K-Means is EM with Hard Assignments:

  • Expectation-Maximization (EM) uses "soft" assignments (probabilities)
  • K-Means uses "hard" assignments (0 or 1)
  • Both assume spherical clusters with equal variance
  • K-Means is a special case of Gaussian Mixture Models

Limitations of K-Means:

  • Assumes spherical clusters: Can't find elongated or irregular shapes
  • Assumes equal-sized clusters: Tends to split large clusters
  • Sensitive to outliers: Means are pulled by extreme values
  • Requires specifying $K$: Must know number of clusters beforehand
  • Non-convex clusters: Fails on clusters with complex shapes
  • Euclidean distance: May not be appropriate for all data types

Interpreting Results:

  • Cluster centers: "Prototypical" members, useful for understanding what each cluster represents
  • Cluster sizes: Imbalanced sizes might indicate poor clustering or natural structure
  • Within-cluster variance: Measures homogeneity
  • Between-cluster variance: Measures separation

Spectral Clustering

The Idea: Use the eigenvalues (spectrum) of a similarity graph to find clusters. Works when K-Means fails on non-convex shapes.

Graph Perspective:

  • Data points are nodes
  • Edges connect similar points (weighted by similarity)
  • Goal: Find a partition that minimizes edges cut between groups

Algorithm:

  1. Build similarity graph from data (e.g., k-nearest neighbors or Gaussian similarity)
  2. Compute the Graph Laplacian: $L = D - A$
    • $D$ = degree matrix (diagonal, $D_{ii}$ = sum of edges from node $i$)
    • $A$ = adjacency matrix (edge weights)
  3. Find eigenvectors of $L$ corresponding to smallest eigenvalues
  4. Use these eigenvectors as new features, run K-Means

Why the Laplacian?:

  • Smallest eigenvalue is always 0 (corresponding to all-ones vector)
  • Second smallest eigenvalue (Fiedler value) indicates best cut
  • For $K$ clusters, use the $K$ smallest eigenvectors

When to Use:

  • Non-convex cluster shapes (crescents, rings)
  • When you have a natural similarity/distance matrix
  • Graph-structured data

DBSCAN

Density-Based Spatial Clustering of Applications with Noise

The Idea: Clusters are dense regions separated by sparse regions.

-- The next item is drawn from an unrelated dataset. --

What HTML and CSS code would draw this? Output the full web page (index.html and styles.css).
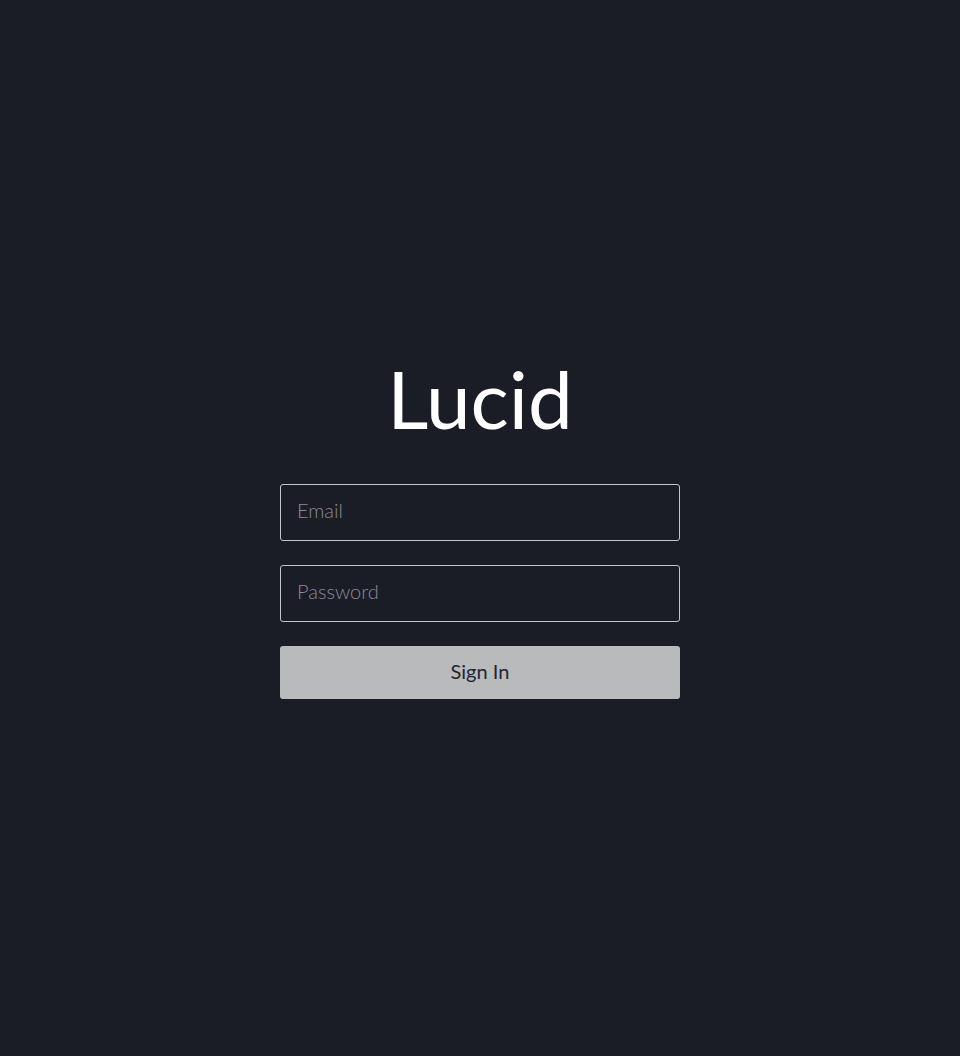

Points in sparse regions are "noise."

Key Concepts:

  • Core Point: Has at least minPts points within radius $\epsilon$
  • Border Point: Within $\epsilon$ of a core point, but not itself core
  • Noise Point: Neither core nor border

Reachability:

  • Direct Density Reachable: Point $q$ is within $\epsilon$ of core point $p$
  • Density Reachable: There's a chain of core points connecting $p$ to $q$
  • Density Connected: Both $p$ and $q$ are density reachable from some core point

Algorithm:

  1. For each point, determine if it's a core point
  2. Create clusters by connecting core points that are within $\epsilon$ of each other
  3. Assign border points to nearby clusters
  4. Mark remaining points as noise

Parameters:

  • $\epsilon$ (epsilon): Neighborhood radius
  • minPts: Minimum points to form dense region

Choosing Parameters:

  • minPts: Often set to $\text{dimensionality} + 1$ or higher
  • $\epsilon$: Plot k-distance graph (distance to k-th nearest neighbor), look for elbow

Advantages:

  • No need to specify number of clusters
  • Finds arbitrarily shaped clusters
  • Robust to outliers (identifies them as noise)
  • Only two intuitive parameters

Disadvantages:

  • Struggles with clusters of varying density
  • Parameter selection can be tricky
  • Doesn't work well in high dimensions (curse of dimensionality)
  • Can't handle clusters that are close together

Extensions:

  • OPTICS (Ordering Points To Identify Clustering Structure):

    • Creates an ordering of points based on density
    • Can extract clusters at different density levels
    • More robust to parameter choices
  • HDBSCAN (Hierarchical DBSCAN):

    • Automatically finds clusters of varying densities
    • Combines benefits of DBSCAN and hierarchical clustering
    • More robust, fewer parameters to tune
    • Often the best choice in practice

Choosing a Clustering Algorithm

Decision Guide:

Situation Recommended Algorithm
Know number of clusters, spherical shapes K-Means
Don't know number, want hierarchy Hierarchical Agglomerative
Arbitrary shapes, want to identify noise DBSCAN or HDBSCAN
Non-convex shapes, know number Spectral Clustering
Large dataset K-Means or Mini-batch K-Means
Want to visualize cluster relationships Hierarchical with dendrogram

Validation Approaches:

  • Internal metrics (no ground truth): Silhouette score, Davies-Bouldin index, Calinski-Harabasz index
  • External metrics (with ground truth): Adjusted Rand Index, Normalized Mutual Information
  • Stability: Do clusters persist with data perturbations?

Remember: Clustering is exploratory—there's often no "right" answer. Different algorithms reveal different structure. The best choice depends on your data and goals.